[Interface markup and scripts]

-- Start --

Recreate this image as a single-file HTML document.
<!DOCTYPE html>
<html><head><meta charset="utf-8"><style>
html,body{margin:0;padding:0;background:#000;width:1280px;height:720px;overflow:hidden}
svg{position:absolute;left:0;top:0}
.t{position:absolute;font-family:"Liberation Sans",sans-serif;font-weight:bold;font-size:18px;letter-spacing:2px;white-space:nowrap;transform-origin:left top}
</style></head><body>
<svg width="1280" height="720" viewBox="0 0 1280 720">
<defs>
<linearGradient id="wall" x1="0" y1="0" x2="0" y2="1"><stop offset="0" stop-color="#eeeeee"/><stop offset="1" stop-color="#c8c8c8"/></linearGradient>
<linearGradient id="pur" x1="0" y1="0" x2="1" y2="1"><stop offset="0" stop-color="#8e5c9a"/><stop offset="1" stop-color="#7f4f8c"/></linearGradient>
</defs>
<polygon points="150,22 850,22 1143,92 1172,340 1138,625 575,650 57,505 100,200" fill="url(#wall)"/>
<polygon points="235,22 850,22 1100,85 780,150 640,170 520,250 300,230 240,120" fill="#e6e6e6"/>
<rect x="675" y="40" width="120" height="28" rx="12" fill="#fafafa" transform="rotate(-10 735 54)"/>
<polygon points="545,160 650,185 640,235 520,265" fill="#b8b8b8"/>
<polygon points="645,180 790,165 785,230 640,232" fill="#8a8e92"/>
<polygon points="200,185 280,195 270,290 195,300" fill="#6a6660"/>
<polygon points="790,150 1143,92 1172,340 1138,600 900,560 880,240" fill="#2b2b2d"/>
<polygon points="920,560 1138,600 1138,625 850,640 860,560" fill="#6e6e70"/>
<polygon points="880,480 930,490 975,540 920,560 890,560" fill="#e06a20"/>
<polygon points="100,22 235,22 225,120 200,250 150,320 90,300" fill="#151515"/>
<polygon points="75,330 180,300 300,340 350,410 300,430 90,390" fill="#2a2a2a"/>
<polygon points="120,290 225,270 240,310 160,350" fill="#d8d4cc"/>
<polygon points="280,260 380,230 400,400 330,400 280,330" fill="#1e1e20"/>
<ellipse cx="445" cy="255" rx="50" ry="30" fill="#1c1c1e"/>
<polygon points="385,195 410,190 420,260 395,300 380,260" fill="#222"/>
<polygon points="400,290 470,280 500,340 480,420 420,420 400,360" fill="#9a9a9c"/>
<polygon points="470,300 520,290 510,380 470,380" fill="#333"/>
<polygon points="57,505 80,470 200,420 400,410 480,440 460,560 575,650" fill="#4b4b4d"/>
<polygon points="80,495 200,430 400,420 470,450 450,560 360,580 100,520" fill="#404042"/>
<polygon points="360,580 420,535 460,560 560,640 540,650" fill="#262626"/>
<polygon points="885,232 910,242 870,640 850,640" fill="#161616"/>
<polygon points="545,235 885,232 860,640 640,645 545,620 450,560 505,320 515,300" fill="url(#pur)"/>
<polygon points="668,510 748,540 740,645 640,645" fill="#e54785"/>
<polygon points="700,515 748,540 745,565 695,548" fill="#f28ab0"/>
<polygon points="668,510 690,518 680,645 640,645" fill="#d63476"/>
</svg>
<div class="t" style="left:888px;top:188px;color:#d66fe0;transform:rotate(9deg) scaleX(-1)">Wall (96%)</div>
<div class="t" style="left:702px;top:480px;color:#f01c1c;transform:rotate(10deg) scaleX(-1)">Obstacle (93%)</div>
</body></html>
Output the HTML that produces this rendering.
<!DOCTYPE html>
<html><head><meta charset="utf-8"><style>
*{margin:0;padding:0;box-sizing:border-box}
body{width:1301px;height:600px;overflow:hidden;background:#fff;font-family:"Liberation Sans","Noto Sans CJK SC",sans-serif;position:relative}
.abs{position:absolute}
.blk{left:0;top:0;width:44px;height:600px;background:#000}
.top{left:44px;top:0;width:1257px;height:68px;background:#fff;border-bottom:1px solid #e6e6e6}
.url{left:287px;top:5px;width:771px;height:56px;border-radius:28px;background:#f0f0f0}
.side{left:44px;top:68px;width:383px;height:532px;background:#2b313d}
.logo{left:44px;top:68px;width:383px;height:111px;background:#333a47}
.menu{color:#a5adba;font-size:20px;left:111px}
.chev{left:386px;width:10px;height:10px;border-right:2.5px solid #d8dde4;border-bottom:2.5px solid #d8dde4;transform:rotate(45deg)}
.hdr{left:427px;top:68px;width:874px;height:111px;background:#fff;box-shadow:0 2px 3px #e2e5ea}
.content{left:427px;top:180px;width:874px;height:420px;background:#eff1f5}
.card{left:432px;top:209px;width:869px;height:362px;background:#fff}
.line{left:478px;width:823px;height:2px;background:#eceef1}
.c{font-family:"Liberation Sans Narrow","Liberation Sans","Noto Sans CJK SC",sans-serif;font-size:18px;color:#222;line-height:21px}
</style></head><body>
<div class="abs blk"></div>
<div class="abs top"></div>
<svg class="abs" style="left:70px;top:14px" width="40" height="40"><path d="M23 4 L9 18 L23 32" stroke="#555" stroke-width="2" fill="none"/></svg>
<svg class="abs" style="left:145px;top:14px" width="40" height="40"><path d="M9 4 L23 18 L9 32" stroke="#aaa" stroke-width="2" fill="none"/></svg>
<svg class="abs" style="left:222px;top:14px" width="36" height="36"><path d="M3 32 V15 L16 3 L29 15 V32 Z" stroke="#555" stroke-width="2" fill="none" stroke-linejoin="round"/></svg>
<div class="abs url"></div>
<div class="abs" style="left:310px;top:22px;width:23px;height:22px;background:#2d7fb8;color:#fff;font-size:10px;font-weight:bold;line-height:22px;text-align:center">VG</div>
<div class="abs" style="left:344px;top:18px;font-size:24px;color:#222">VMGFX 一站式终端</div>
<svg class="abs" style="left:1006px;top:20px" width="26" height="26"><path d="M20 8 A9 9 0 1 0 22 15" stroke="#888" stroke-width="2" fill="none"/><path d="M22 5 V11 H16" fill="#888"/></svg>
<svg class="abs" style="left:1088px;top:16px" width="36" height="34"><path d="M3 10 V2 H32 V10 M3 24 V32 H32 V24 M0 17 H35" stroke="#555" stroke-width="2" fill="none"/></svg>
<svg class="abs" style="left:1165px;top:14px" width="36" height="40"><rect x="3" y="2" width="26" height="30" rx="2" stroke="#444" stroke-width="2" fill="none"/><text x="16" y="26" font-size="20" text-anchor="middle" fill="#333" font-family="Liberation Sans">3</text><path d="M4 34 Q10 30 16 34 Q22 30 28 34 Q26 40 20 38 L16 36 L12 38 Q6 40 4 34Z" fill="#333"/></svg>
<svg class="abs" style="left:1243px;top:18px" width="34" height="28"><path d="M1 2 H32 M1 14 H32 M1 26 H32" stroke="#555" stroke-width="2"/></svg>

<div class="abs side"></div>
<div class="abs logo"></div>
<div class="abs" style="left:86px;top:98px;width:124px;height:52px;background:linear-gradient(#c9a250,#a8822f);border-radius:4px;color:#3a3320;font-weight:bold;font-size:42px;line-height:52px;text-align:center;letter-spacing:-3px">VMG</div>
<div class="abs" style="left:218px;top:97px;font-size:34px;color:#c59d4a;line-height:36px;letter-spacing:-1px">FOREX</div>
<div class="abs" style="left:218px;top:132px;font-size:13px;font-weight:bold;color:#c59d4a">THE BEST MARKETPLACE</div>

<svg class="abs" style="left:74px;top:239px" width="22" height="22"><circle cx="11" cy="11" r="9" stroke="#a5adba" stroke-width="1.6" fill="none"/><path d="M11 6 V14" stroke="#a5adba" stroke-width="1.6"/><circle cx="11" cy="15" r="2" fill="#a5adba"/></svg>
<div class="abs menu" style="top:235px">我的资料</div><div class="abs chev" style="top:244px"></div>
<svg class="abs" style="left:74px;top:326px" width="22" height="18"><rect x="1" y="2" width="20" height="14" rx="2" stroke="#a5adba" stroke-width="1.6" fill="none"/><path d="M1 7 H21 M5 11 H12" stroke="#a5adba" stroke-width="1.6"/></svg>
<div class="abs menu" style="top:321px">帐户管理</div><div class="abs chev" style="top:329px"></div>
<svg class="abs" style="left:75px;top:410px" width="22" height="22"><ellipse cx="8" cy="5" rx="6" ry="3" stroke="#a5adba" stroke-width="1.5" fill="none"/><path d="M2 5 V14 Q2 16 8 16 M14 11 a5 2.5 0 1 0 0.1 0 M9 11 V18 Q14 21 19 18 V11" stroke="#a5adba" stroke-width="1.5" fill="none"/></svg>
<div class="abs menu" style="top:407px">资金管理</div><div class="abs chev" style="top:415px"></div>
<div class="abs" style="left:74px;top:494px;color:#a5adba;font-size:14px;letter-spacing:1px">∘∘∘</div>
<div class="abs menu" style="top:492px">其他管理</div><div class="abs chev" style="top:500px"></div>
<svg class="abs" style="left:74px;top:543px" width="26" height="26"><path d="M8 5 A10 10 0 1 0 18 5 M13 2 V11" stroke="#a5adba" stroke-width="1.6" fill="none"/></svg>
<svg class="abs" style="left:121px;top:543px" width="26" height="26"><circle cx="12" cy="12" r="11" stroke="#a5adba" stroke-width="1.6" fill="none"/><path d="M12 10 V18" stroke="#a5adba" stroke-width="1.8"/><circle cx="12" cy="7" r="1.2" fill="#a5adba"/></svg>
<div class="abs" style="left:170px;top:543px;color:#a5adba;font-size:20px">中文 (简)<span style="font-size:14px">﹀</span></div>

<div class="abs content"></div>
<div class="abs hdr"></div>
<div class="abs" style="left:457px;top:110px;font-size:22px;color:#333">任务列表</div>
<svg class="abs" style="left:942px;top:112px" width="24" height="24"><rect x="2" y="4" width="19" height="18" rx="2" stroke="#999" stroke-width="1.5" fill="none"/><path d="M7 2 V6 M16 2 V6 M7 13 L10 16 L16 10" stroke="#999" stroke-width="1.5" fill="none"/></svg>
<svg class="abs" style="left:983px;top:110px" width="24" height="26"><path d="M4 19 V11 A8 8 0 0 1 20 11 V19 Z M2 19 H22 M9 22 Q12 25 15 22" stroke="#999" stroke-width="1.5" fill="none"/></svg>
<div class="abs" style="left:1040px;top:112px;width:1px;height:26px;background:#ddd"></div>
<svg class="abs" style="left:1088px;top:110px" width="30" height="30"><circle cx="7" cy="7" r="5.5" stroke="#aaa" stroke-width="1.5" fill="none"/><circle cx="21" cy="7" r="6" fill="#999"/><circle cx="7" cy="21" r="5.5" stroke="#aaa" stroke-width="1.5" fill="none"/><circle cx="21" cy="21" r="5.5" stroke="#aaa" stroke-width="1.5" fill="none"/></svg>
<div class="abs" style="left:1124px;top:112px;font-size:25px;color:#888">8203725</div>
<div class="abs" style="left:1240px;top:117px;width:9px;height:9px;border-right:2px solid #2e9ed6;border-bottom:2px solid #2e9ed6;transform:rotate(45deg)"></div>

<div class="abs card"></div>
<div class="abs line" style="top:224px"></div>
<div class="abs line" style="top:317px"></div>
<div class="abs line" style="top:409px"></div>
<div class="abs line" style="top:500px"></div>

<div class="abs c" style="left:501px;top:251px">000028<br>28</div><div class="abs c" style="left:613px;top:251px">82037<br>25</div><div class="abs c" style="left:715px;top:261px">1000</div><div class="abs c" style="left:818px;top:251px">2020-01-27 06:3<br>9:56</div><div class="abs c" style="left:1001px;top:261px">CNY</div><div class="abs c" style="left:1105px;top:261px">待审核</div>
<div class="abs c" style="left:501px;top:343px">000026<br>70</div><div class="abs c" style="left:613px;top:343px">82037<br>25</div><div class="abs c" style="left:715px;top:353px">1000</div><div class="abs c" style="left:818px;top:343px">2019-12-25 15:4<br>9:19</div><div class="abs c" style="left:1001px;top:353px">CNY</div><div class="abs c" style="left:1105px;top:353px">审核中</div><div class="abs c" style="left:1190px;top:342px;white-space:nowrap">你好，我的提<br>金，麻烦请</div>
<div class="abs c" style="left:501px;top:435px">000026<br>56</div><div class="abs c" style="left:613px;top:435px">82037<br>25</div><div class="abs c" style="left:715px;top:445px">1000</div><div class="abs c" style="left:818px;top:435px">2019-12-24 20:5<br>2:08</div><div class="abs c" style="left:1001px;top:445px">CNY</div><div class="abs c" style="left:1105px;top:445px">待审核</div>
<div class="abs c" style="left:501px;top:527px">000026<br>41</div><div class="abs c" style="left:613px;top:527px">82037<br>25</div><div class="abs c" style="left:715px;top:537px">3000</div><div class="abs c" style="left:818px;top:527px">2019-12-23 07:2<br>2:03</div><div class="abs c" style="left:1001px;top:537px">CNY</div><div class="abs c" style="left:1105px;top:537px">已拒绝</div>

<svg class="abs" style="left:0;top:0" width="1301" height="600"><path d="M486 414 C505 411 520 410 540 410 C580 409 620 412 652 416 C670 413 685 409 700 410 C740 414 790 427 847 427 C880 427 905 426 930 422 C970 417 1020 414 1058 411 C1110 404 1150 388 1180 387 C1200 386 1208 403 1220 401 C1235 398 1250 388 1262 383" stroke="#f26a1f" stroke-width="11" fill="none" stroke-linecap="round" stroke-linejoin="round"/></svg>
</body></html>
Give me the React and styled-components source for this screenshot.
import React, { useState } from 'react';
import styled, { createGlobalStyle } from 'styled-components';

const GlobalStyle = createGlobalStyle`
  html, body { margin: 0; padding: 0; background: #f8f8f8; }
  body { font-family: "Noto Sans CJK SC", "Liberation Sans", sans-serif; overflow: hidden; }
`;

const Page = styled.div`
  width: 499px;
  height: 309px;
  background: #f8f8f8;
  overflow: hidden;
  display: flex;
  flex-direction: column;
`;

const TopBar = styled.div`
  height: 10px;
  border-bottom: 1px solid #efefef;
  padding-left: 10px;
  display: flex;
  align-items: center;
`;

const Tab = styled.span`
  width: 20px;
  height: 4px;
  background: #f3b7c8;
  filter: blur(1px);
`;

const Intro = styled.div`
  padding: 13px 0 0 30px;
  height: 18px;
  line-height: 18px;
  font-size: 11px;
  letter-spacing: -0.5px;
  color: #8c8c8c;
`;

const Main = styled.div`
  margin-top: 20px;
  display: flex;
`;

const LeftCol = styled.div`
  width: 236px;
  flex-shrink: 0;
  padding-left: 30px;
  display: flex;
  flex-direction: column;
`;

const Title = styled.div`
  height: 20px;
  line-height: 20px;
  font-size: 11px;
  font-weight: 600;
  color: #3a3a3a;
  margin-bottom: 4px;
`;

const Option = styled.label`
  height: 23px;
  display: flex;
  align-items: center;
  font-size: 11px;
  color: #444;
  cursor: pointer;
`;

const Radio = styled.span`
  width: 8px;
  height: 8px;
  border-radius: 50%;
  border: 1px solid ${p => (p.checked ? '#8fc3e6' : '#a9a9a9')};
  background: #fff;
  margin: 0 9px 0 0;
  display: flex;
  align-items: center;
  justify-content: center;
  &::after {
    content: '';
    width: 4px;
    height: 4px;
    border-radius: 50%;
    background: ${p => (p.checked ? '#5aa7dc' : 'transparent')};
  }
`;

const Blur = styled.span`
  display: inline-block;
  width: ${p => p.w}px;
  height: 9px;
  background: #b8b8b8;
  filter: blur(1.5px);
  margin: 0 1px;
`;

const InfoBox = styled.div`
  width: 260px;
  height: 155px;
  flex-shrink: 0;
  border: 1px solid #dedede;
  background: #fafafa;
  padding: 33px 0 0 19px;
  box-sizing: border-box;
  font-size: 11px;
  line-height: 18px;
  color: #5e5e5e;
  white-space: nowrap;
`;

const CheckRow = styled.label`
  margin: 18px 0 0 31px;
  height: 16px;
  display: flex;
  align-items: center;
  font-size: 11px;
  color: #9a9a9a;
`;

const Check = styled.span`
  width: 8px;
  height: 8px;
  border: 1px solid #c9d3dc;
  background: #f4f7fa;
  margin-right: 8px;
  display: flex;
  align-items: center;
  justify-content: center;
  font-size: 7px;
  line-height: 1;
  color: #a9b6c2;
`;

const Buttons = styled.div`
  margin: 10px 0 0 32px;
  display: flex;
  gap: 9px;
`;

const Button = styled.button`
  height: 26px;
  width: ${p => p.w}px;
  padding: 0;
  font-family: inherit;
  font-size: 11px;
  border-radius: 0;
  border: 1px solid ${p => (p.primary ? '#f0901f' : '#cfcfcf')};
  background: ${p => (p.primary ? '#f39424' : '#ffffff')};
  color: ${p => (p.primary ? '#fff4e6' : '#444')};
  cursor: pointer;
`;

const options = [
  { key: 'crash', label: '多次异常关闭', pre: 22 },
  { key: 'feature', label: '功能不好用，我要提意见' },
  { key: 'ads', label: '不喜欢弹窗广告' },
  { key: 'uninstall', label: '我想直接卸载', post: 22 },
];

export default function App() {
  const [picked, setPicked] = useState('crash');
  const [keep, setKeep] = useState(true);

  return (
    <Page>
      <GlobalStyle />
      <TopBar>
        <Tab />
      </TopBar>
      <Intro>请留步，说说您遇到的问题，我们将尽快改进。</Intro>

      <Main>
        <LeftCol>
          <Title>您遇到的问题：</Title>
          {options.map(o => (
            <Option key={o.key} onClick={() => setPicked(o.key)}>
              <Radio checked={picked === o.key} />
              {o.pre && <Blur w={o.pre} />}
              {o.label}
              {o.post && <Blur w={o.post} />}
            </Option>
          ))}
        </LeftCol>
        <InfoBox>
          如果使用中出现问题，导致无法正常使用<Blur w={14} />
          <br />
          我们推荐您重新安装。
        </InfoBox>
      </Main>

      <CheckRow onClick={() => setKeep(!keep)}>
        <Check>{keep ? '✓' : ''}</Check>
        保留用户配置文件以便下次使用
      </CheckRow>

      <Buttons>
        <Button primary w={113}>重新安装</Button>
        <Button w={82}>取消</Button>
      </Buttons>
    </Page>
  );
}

-- End --

AIM OF THE EXERCISE: Scan the listing above. Gather each line that contains the word "this".

RESPONSE:
Recreate this image as a single-file HTML document.
Output the HTML that produces this rendering.
Give me the React and styled-components source for this screenshot.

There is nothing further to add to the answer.